● Information supplied:
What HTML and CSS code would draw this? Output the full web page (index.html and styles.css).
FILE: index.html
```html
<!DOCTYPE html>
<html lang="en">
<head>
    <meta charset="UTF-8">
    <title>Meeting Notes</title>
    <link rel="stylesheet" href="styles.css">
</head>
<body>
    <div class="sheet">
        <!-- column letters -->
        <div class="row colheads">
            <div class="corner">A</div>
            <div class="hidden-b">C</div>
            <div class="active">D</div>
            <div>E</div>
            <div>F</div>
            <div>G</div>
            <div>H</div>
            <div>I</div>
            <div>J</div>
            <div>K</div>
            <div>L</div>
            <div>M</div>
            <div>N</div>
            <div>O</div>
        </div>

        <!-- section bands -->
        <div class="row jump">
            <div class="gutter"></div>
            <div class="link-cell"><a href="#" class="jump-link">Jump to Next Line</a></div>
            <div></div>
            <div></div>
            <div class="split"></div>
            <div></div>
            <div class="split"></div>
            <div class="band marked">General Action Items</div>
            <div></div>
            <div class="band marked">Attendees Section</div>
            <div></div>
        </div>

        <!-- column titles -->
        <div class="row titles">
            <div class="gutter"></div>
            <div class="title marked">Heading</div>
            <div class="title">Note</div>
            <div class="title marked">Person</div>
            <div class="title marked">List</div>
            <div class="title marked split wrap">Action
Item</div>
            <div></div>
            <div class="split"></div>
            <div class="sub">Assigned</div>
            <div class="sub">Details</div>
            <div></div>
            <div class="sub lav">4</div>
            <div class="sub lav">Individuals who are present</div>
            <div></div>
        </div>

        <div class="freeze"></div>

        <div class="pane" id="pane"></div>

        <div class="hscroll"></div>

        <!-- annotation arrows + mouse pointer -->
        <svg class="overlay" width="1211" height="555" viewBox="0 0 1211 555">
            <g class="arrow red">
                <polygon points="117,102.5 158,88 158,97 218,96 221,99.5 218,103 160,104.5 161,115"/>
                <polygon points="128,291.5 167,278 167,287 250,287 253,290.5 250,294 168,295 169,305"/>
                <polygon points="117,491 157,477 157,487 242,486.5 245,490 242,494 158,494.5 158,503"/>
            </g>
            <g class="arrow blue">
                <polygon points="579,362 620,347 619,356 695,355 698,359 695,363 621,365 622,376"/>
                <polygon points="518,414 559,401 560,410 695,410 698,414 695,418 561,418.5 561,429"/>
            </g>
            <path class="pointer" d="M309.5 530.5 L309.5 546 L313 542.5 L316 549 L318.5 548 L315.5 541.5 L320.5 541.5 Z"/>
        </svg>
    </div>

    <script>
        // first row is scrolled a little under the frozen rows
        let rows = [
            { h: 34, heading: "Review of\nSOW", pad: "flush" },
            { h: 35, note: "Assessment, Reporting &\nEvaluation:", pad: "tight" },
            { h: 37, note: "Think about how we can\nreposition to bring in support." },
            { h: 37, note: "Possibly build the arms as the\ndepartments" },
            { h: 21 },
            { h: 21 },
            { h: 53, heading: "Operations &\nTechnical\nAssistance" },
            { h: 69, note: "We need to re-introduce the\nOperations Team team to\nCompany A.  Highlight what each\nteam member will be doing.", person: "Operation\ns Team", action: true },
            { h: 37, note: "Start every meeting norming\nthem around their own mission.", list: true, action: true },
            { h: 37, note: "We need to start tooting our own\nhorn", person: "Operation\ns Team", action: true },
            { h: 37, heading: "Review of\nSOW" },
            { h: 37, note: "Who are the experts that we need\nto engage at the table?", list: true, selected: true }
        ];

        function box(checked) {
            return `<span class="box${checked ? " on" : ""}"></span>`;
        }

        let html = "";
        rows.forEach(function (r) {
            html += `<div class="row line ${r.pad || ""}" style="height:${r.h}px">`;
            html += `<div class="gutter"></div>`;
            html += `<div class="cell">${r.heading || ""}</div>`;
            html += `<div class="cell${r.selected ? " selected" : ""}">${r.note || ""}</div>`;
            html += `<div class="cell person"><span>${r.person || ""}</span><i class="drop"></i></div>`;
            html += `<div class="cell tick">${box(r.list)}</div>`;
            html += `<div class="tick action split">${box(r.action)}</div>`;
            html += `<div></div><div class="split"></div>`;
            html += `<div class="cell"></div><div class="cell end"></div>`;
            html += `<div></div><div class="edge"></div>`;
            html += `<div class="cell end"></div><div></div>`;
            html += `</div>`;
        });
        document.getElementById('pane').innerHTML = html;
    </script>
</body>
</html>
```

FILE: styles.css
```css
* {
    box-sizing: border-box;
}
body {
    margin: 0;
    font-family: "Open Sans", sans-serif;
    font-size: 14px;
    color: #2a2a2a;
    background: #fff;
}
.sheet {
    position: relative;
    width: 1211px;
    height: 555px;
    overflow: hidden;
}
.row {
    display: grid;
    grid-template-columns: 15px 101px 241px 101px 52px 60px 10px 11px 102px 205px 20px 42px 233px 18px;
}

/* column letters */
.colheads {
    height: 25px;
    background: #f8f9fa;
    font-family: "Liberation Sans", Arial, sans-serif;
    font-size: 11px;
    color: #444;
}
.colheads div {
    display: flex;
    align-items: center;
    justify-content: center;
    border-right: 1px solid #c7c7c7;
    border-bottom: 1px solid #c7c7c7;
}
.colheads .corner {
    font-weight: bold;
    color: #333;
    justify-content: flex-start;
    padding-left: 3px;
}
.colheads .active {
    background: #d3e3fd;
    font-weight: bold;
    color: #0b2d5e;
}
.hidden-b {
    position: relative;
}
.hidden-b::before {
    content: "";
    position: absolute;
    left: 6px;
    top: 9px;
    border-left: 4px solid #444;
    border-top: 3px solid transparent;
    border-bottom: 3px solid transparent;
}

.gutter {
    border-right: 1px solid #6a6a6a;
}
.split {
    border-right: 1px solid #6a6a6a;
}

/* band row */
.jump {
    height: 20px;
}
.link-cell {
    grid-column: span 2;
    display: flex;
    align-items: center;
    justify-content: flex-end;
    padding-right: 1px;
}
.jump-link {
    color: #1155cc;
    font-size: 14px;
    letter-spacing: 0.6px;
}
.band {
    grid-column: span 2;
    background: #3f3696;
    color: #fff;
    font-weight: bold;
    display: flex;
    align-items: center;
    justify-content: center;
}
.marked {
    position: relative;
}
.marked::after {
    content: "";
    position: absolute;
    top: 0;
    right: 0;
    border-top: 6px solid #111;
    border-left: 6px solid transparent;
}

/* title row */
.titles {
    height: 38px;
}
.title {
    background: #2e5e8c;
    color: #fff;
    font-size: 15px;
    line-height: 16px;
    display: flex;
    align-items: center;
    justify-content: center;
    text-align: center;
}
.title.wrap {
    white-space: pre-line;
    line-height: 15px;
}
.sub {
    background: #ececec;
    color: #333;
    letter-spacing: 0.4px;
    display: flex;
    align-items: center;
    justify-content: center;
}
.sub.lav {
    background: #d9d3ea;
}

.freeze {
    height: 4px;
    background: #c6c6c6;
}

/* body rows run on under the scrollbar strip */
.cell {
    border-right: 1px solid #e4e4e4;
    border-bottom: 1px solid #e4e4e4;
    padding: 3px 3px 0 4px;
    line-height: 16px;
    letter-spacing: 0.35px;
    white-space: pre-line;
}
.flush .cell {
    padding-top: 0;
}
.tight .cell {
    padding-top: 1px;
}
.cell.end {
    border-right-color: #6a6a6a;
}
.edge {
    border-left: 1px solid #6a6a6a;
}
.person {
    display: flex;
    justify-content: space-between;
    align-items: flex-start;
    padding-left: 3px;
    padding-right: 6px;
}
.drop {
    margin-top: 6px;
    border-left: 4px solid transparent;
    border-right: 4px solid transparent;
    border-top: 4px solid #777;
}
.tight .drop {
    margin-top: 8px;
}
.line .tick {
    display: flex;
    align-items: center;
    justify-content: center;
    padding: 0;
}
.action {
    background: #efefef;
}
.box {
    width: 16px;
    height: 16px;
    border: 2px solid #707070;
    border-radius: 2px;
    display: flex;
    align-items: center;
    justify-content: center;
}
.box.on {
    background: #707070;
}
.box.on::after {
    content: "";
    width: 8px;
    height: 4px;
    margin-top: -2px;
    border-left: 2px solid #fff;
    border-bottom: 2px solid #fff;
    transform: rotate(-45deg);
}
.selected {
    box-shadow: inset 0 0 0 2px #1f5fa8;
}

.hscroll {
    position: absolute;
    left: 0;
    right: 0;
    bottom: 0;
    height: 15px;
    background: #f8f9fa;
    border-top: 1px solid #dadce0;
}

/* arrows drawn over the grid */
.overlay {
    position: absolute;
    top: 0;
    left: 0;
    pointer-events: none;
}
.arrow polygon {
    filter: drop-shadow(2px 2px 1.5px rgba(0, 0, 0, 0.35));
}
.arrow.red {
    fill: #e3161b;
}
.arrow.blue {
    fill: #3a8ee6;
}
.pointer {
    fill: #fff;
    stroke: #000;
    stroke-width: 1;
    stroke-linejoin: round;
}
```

● Requirements: Tally up the lines holding the string "styles" in this listing, and report the total alone.

● Response for this exercise: 3